William Poel produced the play in 1893 at the Royalty and in 1908 at the Gaiety in Manchester, with himself as Angelo. In line with his other Elizabethan performances, these used the uncut text of Shakespeare's original with only minimal alterations. The use of an unlocalised stage lacking scenery, and the swift, musical delivery of dramatic speech set the standard for the rapidity and continuity shown in modern productions. Poel's work also marked the first determined attempt by a producer to give a modern psychological or theological reading of both the characters and the overall message of the play.
Notable 20th century productions of Measure for Measure include Charles Laughton as Angelo at the Old Vic Theatre in 1933, and Peter Brook's 1950 staging at the Shakespeare Memorial Theatre with John Gielgud as Angelo and Barbara Jefford as Isabella.

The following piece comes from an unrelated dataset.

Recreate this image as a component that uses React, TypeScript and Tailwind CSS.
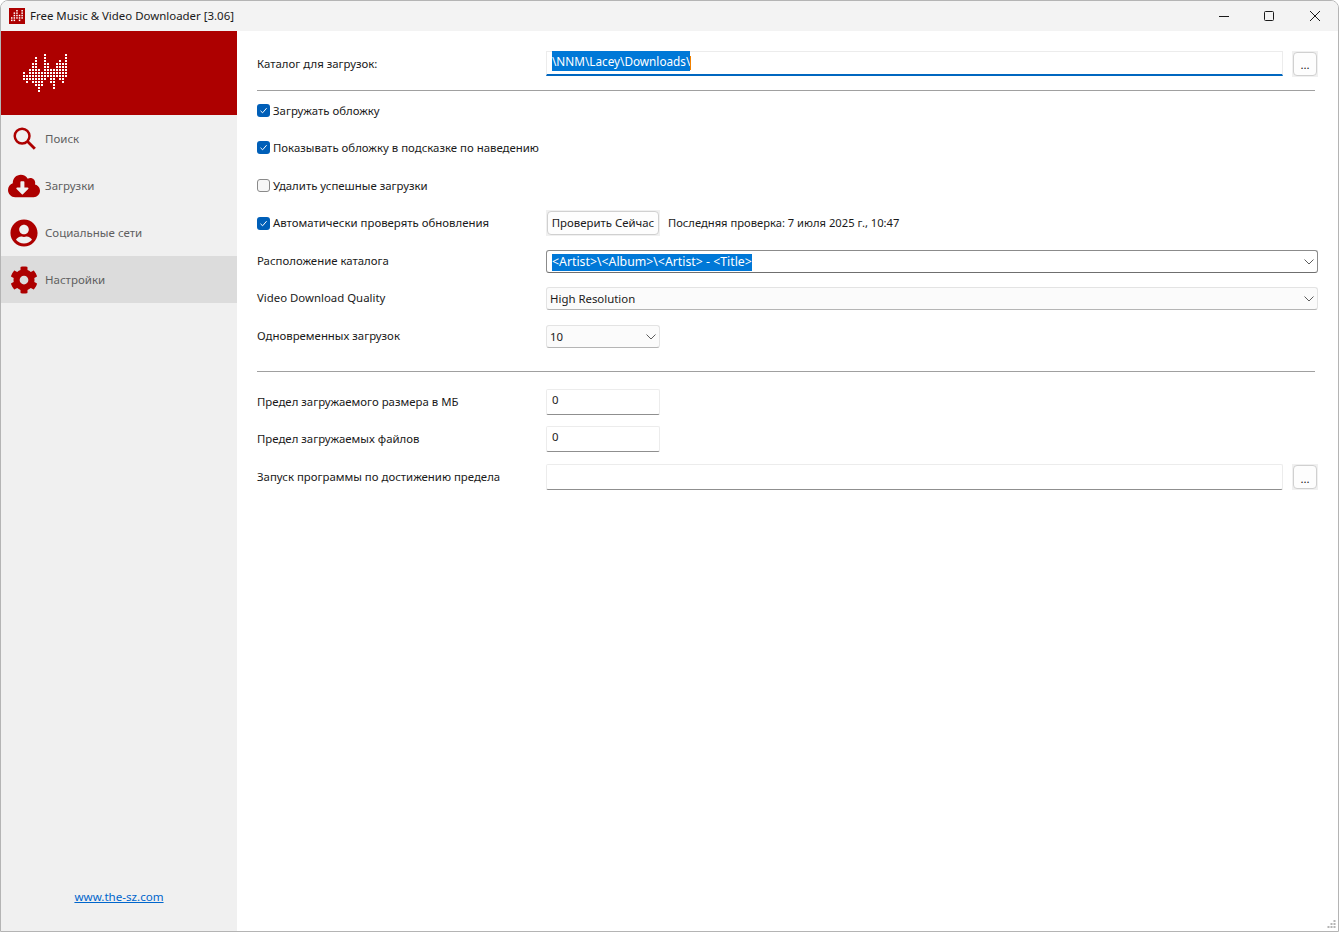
import type { ReactNode } from "react";
import { FaCloudDownloadAlt, FaCog, FaUserCircle } from "react-icons/fa";

// first and last lit row per column of the equalizer logo
const logoColumns = [
  [6, 8], [7, 9], [5, 8], [3, 9], [1, 10], [5, 12], [6, 10], [0, 8],
  [3, 7], [5, 9], [5, 11], [3, 7], [2, 8], [3, 9], [0, 7],
];

function Logo() {
  return (
    <svg width="48" height="40" viewBox="0 0 48 40" className="block">
      {logoColumns.map(([from, to], col) =>
        Array.from({ length: to - from + 1 }, (_, i) => (
          <rect key={`${col}-${i}`} x={col * 3} y={(from + i) * 3} width="2" height="2" fill="#fff" />
        )),
      )}
    </svg>
  );
}

function AppIcon() {
  const cols = [[3, 4], [1, 4], [0, 3], [2, 4], [0, 3]];
  return (
    <svg width="16" height="16" viewBox="0 0 16 16" className="block">
      <rect width="16" height="16" fill="#ad0000" />
      {cols.map(([from, to], c) =>
        Array.from({ length: to - from + 1 }, (_, i) => (
          <rect key={`${c}-${i}`} x={2 + c * 2.6} y={2 + (from + i) * 2.4} width="1.5" height="1.5" fill="#fff" />
        )),
      )}
    </svg>
  );
}

function SearchIcon() {
  return (
    <svg width="23" height="23" viewBox="0 0 24 24" fill="none" stroke="#ad0000" className="block">
      <circle cx="9.5" cy="9.5" r="7.7" strokeWidth="2.6" />
      <path d="M15.2 15.2 L22.8 22.6" strokeWidth="3" />
    </svg>
  );
}

const navItems = [
  { label: "Поиск", icon: <SearchIcon />, active: false },
  { label: "Загрузки", icon: <FaCloudDownloadAlt className="size-8 text-[#ad0000]" />, active: false },
  { label: "Социальные сети", icon: <FaUserCircle className="size-7 text-[#ad0000]" />, active: false },
  { label: "Настройки", icon: <FaCog className="size-7 text-[#ad0000]" />, active: true },
];

function Sidebar() {
  return (
    <aside className="flex w-[236px] shrink-0 flex-col bg-[#f0f0f0]">
      <div className="flex h-[84px] items-start bg-[#ad0000] pl-[22px] pt-[23px]">
        <Logo />
      </div>
      <nav>
        {navItems.map((item) => (
          <div key={item.label} className={`flex h-[47px] items-center ${item.active ? "bg-[#dcdcdc]" : ""}`}>
            <div className="flex w-[44px] shrink-0 justify-center pl-[2px]">{item.icon}</div>
            <span className="text-[11.5px] text-[#5f5f5f]">{item.label}</span>
          </div>
        ))}
      </nav>
      <a className="mt-auto mb-[28px] text-center text-[11.6px] text-[#0066cc] underline" href="#">
        www.the-sz.com
      </a>
    </aside>
  );
}

function Check({ checked, label, textClass = "" }: { checked?: boolean; label: string; textClass?: string }) {
  return (
    <div className="flex items-center gap-[3px]">
      {checked ? (
        <span className="flex size-[13px] items-center justify-center rounded-[3px] bg-[#005fb8]">
          <svg width="9" height="9" viewBox="0 0 9 9" fill="none" stroke="#fff" strokeWidth="1" className="block">
            <path d="M1.5 4.8 L3.6 6.8 L7.6 2.2" />
          </svg>
        </span>
      ) : (
        <span className="size-[13px] rounded-[3px] border border-[#8a8a8a] bg-[#f6f6f6]" />
      )}
      <span className={textClass}>{label}</span>
    </div>
  );
}

function Label({ children, className = "" }: { children: ReactNode; className?: string }) {
  return <div className={`w-[289px] shrink-0 ${className}`}>{children}</div>;
}

function Chevron() {
  return (
    <svg width="10" height="6" viewBox="0 0 10 6" fill="none" stroke="#5c5c5c" className="block shrink-0">
      <path d="M0.5 0.5 L5 5 L9.5 0.5" />
    </svg>
  );
}

function Select({ children, focused, className = "" }: { children: ReactNode; focused?: boolean; className?: string }) {
  return (
    <div
      className={`flex h-[23px] items-center justify-between rounded-[3px] border pl-[3px] pr-[3px] ${
        focused ? "border-[#8b8b8b] border-b-[#6f6f6f] bg-white" : "border-[#e3e3e3] border-b-[#b5b5b5] bg-[#fbfbfb]"
      } ${className}`}
    >
      {children}
      <Chevron />
    </div>
  );
}

function TextBox({ children, className = "" }: { children?: ReactNode; className?: string }) {
  return (
    <div className={`h-[26px] rounded-[2px] border border-[#ececec] border-b-[#8f8f8f] bg-white pl-[5px] pt-[4px] ${className}`}>
      {children}
    </div>
  );
}

function BrowseButton() {
  return (
    <div className="ml-[9px] flex h-[26px] w-[26px] shrink-0 bg-[#f0f0f0] p-px">
      <div className="flex flex-1 items-center justify-center rounded-[4px] border border-[#d0d0d0] bg-[#fdfdfd] pt-[3px] leading-none">
        ...
      </div>
    </div>
  );
}

function Divider({ className }: { className: string }) {
  return <div className={`mr-[3px] h-px bg-[#a0a0a0] ${className}`} />;
}

export default function App() {
  return (
    <div className="h-[932px] w-[1339px] bg-white font-['Noto_Sans','Open_Sans',sans-serif] text-[11.4px] leading-none text-[#1a1a1a]">
      <div className="flex h-full flex-col overflow-hidden rounded-t-[8px] border border-[#b4b4b4]">
        <header className="flex h-[30px] shrink-0 items-center bg-[#f3f3f3] pl-[8px]">
          <AppIcon />
          <span className="ml-[5px] text-[11.45px]">Free Music &amp; Video Downloader [3.06]</span>
          <div className="ml-auto flex items-center">
            <svg width="10" height="10" viewBox="0 0 10 10" stroke="#1a1a1a" className="mr-[35px] block">
              <path d="M0 5.5 H10" />
            </svg>
            <svg width="10" height="10" viewBox="0 0 10 10" fill="none" stroke="#1a1a1a" className="mr-[36px] block">
              <rect x="0.5" y="0.5" width="9" height="9" rx="1" />
            </svg>
            <svg width="10" height="10" viewBox="0 0 10 10" stroke="#1a1a1a" className="mr-[18px] block">
              <path d="M0 0 L10 10 M10 0 L0 10" />
            </svg>
          </div>
        </header>

        <div className="flex min-h-0 flex-1">
          <Sidebar />
          <main className="relative flex-1 bg-white pl-[20px] pr-[20px] pt-[20px]">
            <div className="flex h-[25px] items-center">
              <Label>Каталог для загрузок:</Label>
              <div className="flex flex-1 items-center">
                <div className="h-[25px] flex-1 border border-[#ececec] border-b-2 border-b-[#0067c0] pl-[5px] pt-[4px]">
                  <span className="bg-[#0078d7] py-[2px] text-[11.75px] text-white">\NNM\Lacey\Downloads\</span>
                  <span className="inline-block h-[14px] w-px bg-[#f08000] align-middle" />
                </div>
                <BrowseButton />
              </div>
            </div>
            <Divider className="mt-[14px]" />
            <div className="mt-[9px] flex h-[20px] items-center">
              <Check checked label="Загружать обложку" textClass="pt-[2px]" />
            </div>
            <div className="mt-[17px] flex h-[20px] items-center">
              <Check checked label="Показывать обложку в подсказке по наведению" textClass="pt-[2px]" />
            </div>
            <div className="mt-[18px] flex h-[20px] items-center">
              <Check label="Удалить успешные загрузки" textClass="pt-[2px]" />
            </div>
            <div className="mt-[16px] flex h-[24px] items-center">
              <div className="w-[289px] shrink-0">
                <Check checked label="Автоматически проверять обновления" />
              </div>
              <div className="flex h-[26px] w-[114px] bg-[#f0f0f0] p-px">
                <div className="flex flex-1 items-center justify-center rounded-[4px] border border-[#d0d0d0] bg-[#fdfdfd]">
                  Проверить Сейчас
                </div>
              </div>
              <span className="ml-[8px] text-[11.2px]">Последняя проверка: 7 июля 2025 г., 10:47</span>
            </div>
            <div className="mt-[15px] flex items-center">
              <Label className="pb-[2px]">Расположение каталога</Label>
              <Select focused className="flex-1">
                <span className="ml-[2px] mt-[2px] bg-[#0078d7] py-[2px] text-[12.3px] text-white">&lt;Artist&gt;\&lt;Album&gt;\&lt;Artist&gt; - &lt;Title&gt;</span>
              </Select>
            </div>
            <div className="mt-[14px] flex items-center">
              <Label className="pb-[2px]">Video Download Quality</Label>
              <Select className="flex-1">
                <span>High Resolution</span>
              </Select>
            </div>
            <div className="mt-[15px] flex items-center">
              <Label className="pb-[2px]">Одновременных загрузок</Label>
              <Select className="w-[114px]">
                <span>10</span>
              </Select>
            </div>
            <Divider className="mt-[23px]" />
            <div className="mt-[17px] flex items-center">
              <Label>Предел загружаемого размера в МБ</Label>
              <TextBox className="w-[114px]">0</TextBox>
            </div>
            <div className="mt-[11px] flex items-center">
              <Label>Предел загружаемых файлов</Label>
              <TextBox className="w-[114px]">0</TextBox>
            </div>
            <div className="mt-[12px] flex items-center">
              <Label>Запуск программы по достижению предела</Label>
              <div className="flex flex-1 items-center">
                <TextBox className="flex-1" />
                <BrowseButton />
              </div>
            </div>
            <svg width="10" height="10" viewBox="0 0 10 10" fill="#b4b4b4" className="absolute bottom-[1px] right-[1px] block">
              <rect x="6.5" y="0" width="2" height="2" />
              <rect x="3.5" y="3" width="2" height="2" />
              <rect x="6.5" y="3" width="2" height="2" />
              <rect x="0.5" y="6" width="2" height="2" />
              <rect x="3.5" y="6" width="2" height="2" />
              <rect x="6.5" y="6" width="2" height="2" />
            </svg>
          </main>
        </div>
      </div>
    </div>
  );
}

In 1957 John Houseman and Jack Landau directed a production at the Phoenix Theatre in New York City that featured Jerry Stiller and Richard Waring. The play has only once been produced on Broadway, in a 1973 production also directed by Houseman that featured David Ogden Stiers as Vincentio, Kevin Kline in the small role of Friar Peter, and Patti Lupone in two small roles. In 1976, there was a New York Shakespeare Festival production featuring Sam Waterston as the Duke, Meryl Streep as Isabella, John Cazale as Angelo, Lenny Baker as Lucio, Jeffrey Tambor as Elbow, and Judith Light as Francisca. In April 1981 director Michael Rudman presented a version with an all-black cast at London's National Theatre. Rudman re-staged his concept at the New York Shakespeare Festival in 1993, starring Kevin Kline as the Duke with André Braugher as Angelo and Lisa Gay Hamilton as Isabella.
Between 2013 and 2017, theatre company Cheek by Jowl staged a Russian-language version of the play in association with the Pushkin Theatre, Moscow, and the Barbican Centre, London. The production was directed by Declan Donnellan and designed by Nick Ormerod.
In 2018, Josie Rourke directed a uniquely gender-reversal production of the play at the Donmar Warehouse in London, in which Jack Lowden and Hayley Atwell successively alternate the roles of Angelo and Isabella.